9) The Bar and the legal political machine, have evolved like any institution or movement, to become more self-interested and more self-perpetuating over time. It has evolved to where the only interest of The Bar is to protect members of The Bar, judges are completely captive to local politics rather than abstract justice, and it is impenetrable like Sicilian omerta. Just as the justice system needed to come up with new tactics when the Sicilian mafia evolved to defeat their existing measures, so too are new measures needed to break up the tightening and democratically unresponsive grip of the justice overclass. The end can come cataclysmically under Democrats, or in an orderly way if addressed in time by Republicans.

10) Finally, liberals don't want to fix the justice system. They want to keep it in a steady state of dysfunction, so they can use it to paint Republicans as racist for defending it, and generate steady votes for Democrats each election cycle. This actually results in a steadily growing takeover of national and ultimately state offices by Democrats - with progressively worse results - until Republicans fix the justice system. Or until it is too late, the point of no return has been crossed. Then everyone will get out of prison anyway, except Republicans.

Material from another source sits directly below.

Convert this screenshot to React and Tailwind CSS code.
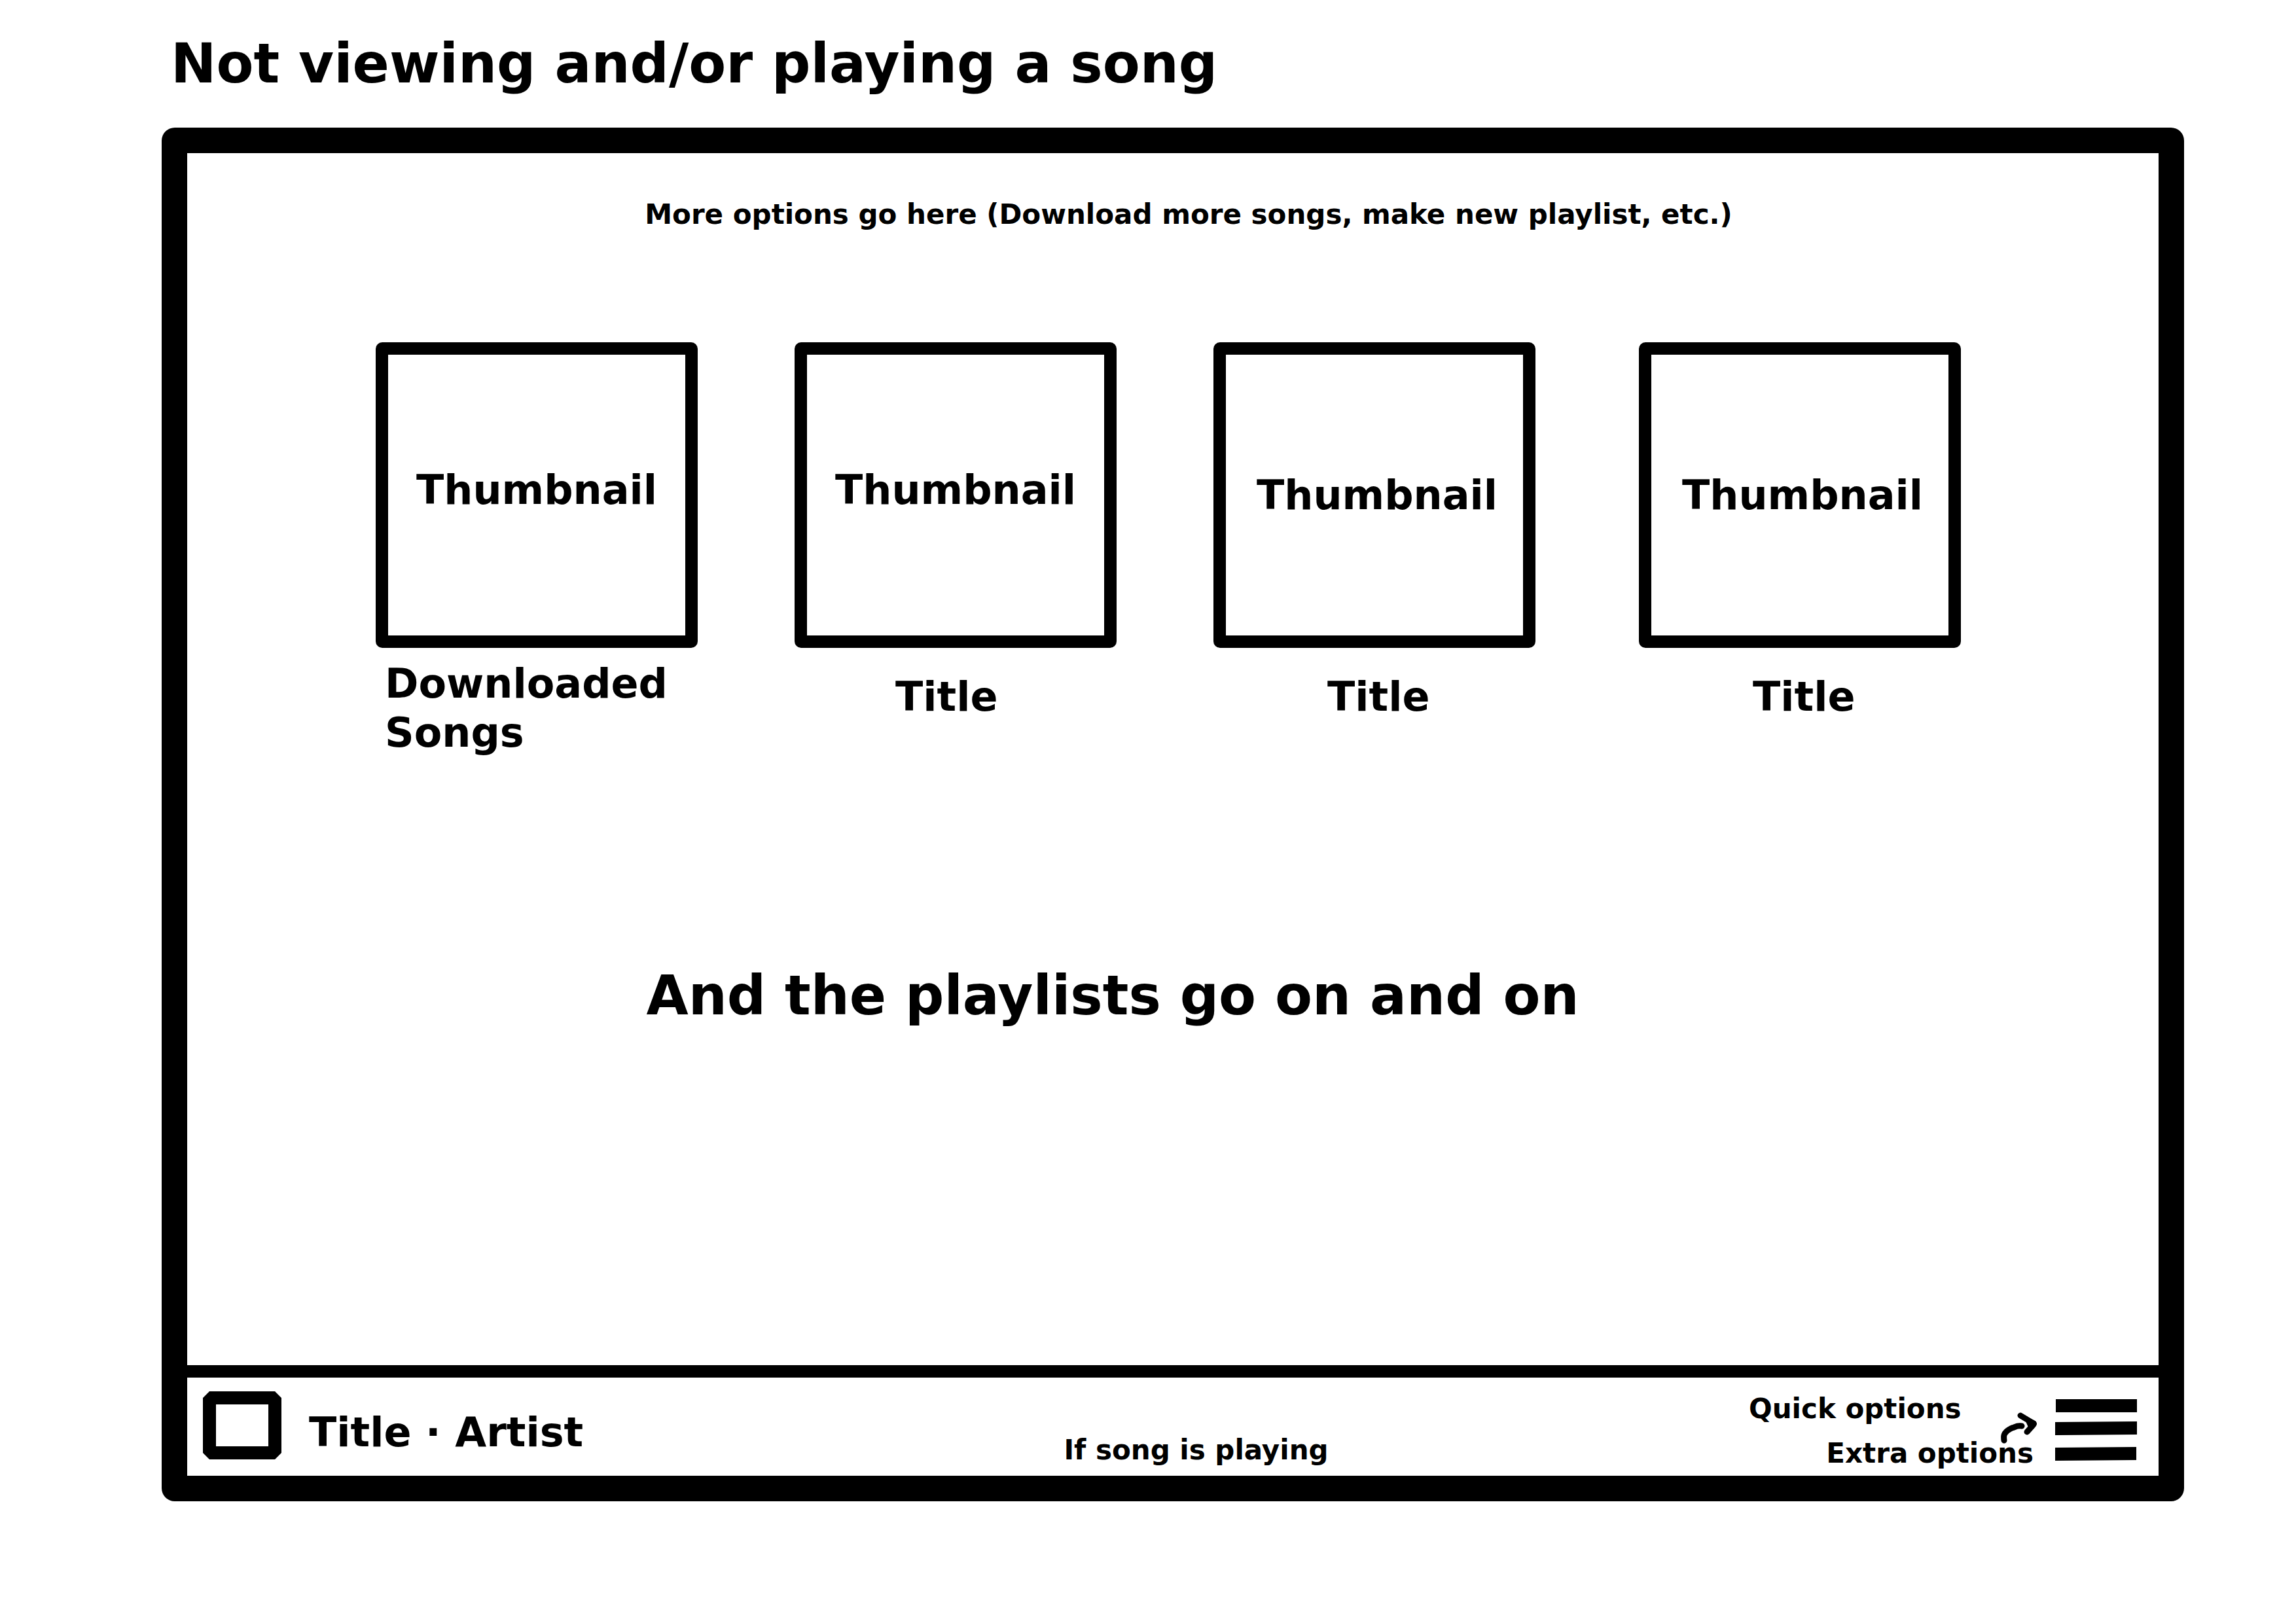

If Democrats are always on an Easter egg hunt - always finding simple ways to improve the world - Republicans are always between a rock and a hard place. Except in one area. Republicans think increasing life sentences, and lying in court, and shooting people who haven't been convicted of a crime - and increasing the role of municipal employees in day-to-day human fate - are somehow a free lunch to improve the world. They either think someone else will suffer the hard place. Or, like Democrats, Republicans don't imagine any adverse consequences to their justice policies. They need to be shown the hard place.